原文地址：https://isaac-sim.github.io/IsaacLab/source/tutorials/03_envs/create_direct_rl_env.html

从环境中获取信息（观察）

获取joint（铰链）信息：位置和速度

joint会被包含在Articulation（关节）中，一个Articulation可能会包含1个或多个的joint对象，可以通过Articulation.find_joints()方法获得joint在当前Articulation中的索引（index）数据。

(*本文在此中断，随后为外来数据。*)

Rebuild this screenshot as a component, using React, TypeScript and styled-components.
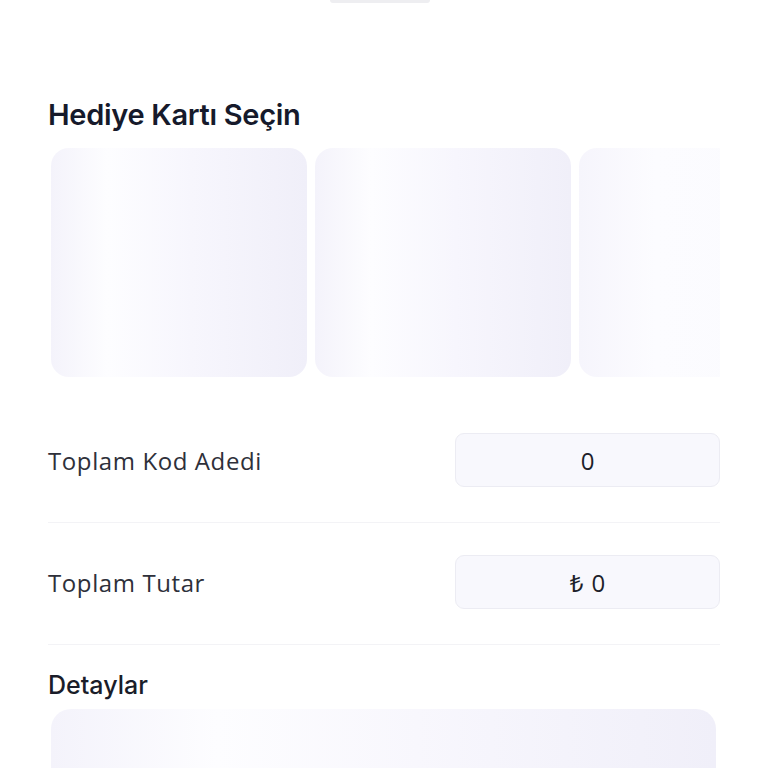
import React from "react";
import styled, { createGlobalStyle } from "styled-components";

const GlobalStyle = createGlobalStyle`
  body {
    margin: 0;
    background: #ffffff;
    font-family: "Inter", "Noto Sans", sans-serif;
    color: #1a1d29;
  }
`;

const Page = styled.div`
  display: flex;
  flex-direction: column;
  padding: 0 48px;
`;

const TopHandle = styled.div`
  align-self: center;
  width: 100px;
  height: 3px;
  margin-left: -8px;
  border-radius: 0 0 50px 50px;
  background: #eeeef1;
`;

const Heading = styled.h2`
  margin: 92px 0 0;
  font-size: 29px;
  font-weight: 600;
  letter-spacing: -0.3px;
  color: #161a2b;
  line-height: 40px;
`;

const Carousel = styled.div`
  display: flex;
  gap: 8px;
  margin-top: 13px;
  padding-left: 3px;
  overflow: hidden;
`;

interface SkeletonProps {
  $light?: boolean;
}

const CardSkeleton = styled.div<SkeletonProps>`
  flex: 0 0 256px;
  height: 229px;
  border-radius: 18px;
  background: ${(p) =>
    p.$light
      ? "linear-gradient(90deg, #f6f5fc 0%, #fcfcff 30%, #fbfbfe 70%, #f8f7fd 100%)"
      : "linear-gradient(90deg, #f4f3fb 0%, #fdfdff 22%, #f7f6fd 55%, #f0eff9 100%)"};
`;

const Row = styled.div`
  display: flex;
  align-items: center;
  justify-content: space-between;
  padding: 32px 0 35px;
  border-bottom: 1.5px solid #f3f3f6;
`;

const FirstRow = styled(Row)`
  margin-top: 24px;
`;

const Label = styled.span`
  font-family: "Open Sans", "Noto Sans", sans-serif;
  font-size: 24px;
  font-weight: 400;
  letter-spacing: 0.6px;
  color: #2e303a;
`;

const ValueBox = styled.div`
  display: flex;
  align-items: center;
  justify-content: center;
  box-sizing: border-box;
  width: 265px;
  height: 54px;
  border-radius: 9px;
  border: 1.5px solid #ececf3;
  background: #f8f8fd;
  font-family: "Open Sans", "Noto Sans", sans-serif;
  font-size: 24px;
  color: #1d1f2a;
  gap: 8px;
`;

const SubHeading = styled.h3`
  margin: 24px 0 0;
  font-size: 25px;
  font-weight: 500;
  color: #1a1d29;
  line-height: 32px;
`;

const DetailSkeleton = styled.div`
  margin: 8px 4px 0 3px;
  height: 120px;
  border-radius: 20px;
  background: linear-gradient(90deg, #f4f3fb 0%, #fdfdff 25%, #f8f7fd 55%, #f0eff9 100%);
`;

const App = (): JSX.Element => {
  return (
    <>
      <GlobalStyle />
      <Page>
        <TopHandle />
        <Heading>Hediye Kartı Seçin</Heading>
        <Carousel>
          <CardSkeleton />
          <CardSkeleton />
          <CardSkeleton $light />
        </Carousel>
        <FirstRow>
          <Label>Toplam Kod Adedi</Label>
          <ValueBox>0</ValueBox>
        </FirstRow>
        <Row>
          <Label>Toplam Tutar</Label>
          <ValueBox>
            <span>₺</span>
            <span>0</span>
          </ValueBox>
        </Row>
        <SubHeading>Detaylar</SubHeading>
        <DetailSkeleton />
      </Page>
    </>
  );
};

export default App;
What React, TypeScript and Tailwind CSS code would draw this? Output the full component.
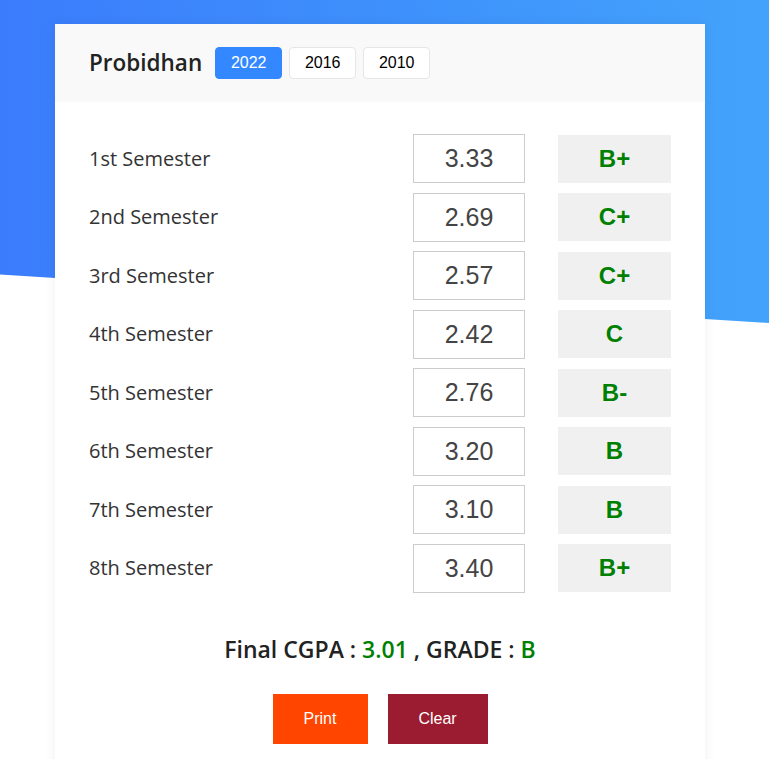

find_joints的返回值是这样的：tuple[list[joint索引], list[joint名字]]

find_joints的函数声明如下：

def find_joints( self, name_keys: str | Sequence[str], joint_subset: list[str] | None = None, preserve_order: bool = False ) -> tuple[list[int], list[str]]

在Articulation内部有一个属性私有变量_data: ArticulationData，该变量通过方法def data(self) -> ArticulationData获取，在ArticulationData中存放着几个关节重要的数据：位置ArticulationData._joint_pos，速度ArticulationData._joint_vel，加速度ArticulationData._joint_acc

在ArticulationData有几个@property装饰器函数，用于获取上述的三个属性，这样可以用过属性名的方式直接访问到这些数据。

下面介绍下这三个方法的返回值：

joint_pos返回torch.Size([num_instances, num_joints])

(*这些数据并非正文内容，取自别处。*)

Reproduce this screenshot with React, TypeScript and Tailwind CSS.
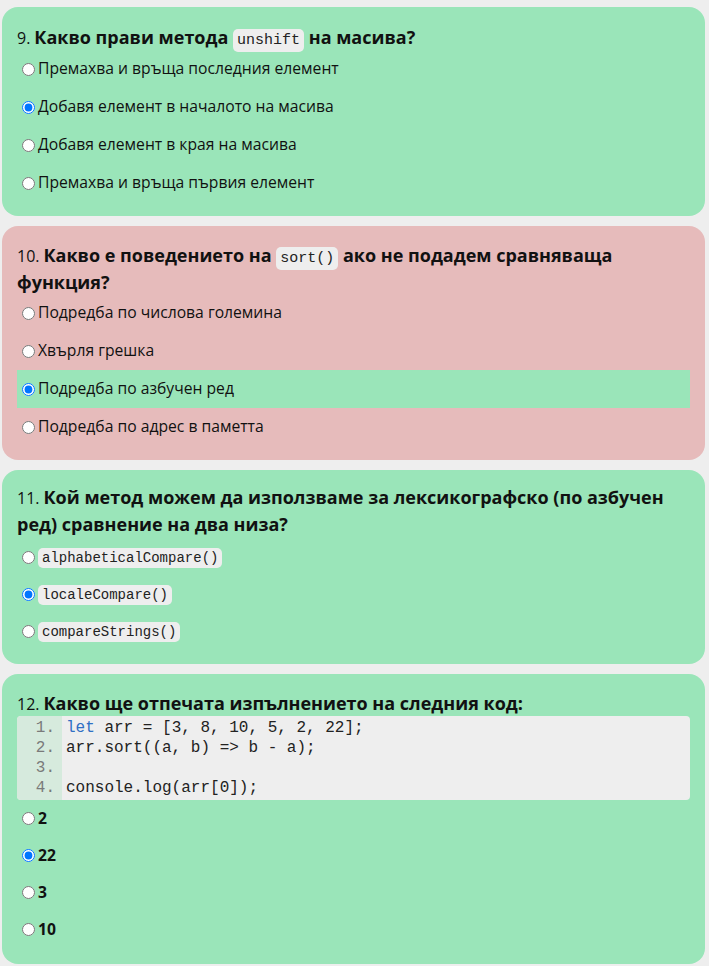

joint_vel返回torch.Size([num_instances, num_joints])

joint_acc返回torch.Size([num_instances, num_joints])

是时候讲解下DirectRLEnv(gym.Env)._get_observations(self) -> VecEnvObs方法了，该方法带有@abstractmethod被定义成抽象方法，所以我们在继承DirectRLEnv类后必须在自己的类中实现_get_observations方法。

我们在_get_observations方法中计算并返回观测值，这会用到上面提到的ArticulationData以及如何通过joint索引从中获取实际数据。

在cartpole_env.py的代码中有如下实现：

def _get_observations(self) -> torch.Dict[str, torch.Tensor | torch.Dict[str, torch.Tensor]]:
	obs = torch.cat(
		(
			self.joint_pos[:, self._pole_dof_idx[0]].unsqueeze(dim=1),
			self.joint_vel[:, self._pole_dof_idx[0]].unsqueeze(dim=1),
			self.joint_pos[:, self._cart_dof_idx[0]].unsqueeze(dim=1),
			self.joint_vel[:, self._cart_dof_idx[0]].unsqueeze(dim=1),
		),
		dim=-1,
	)
	observations = {"policy": obs}
	return observations

上述代码中的_pole_dof_idx里边存放的是杆子的joint对应的索引数据，_cart_dof_idx存放的是小车的joint对应的索引数据，这里介绍下获取杆子位置的代码，获取杆子速度和小车位置和速度的代码都一样。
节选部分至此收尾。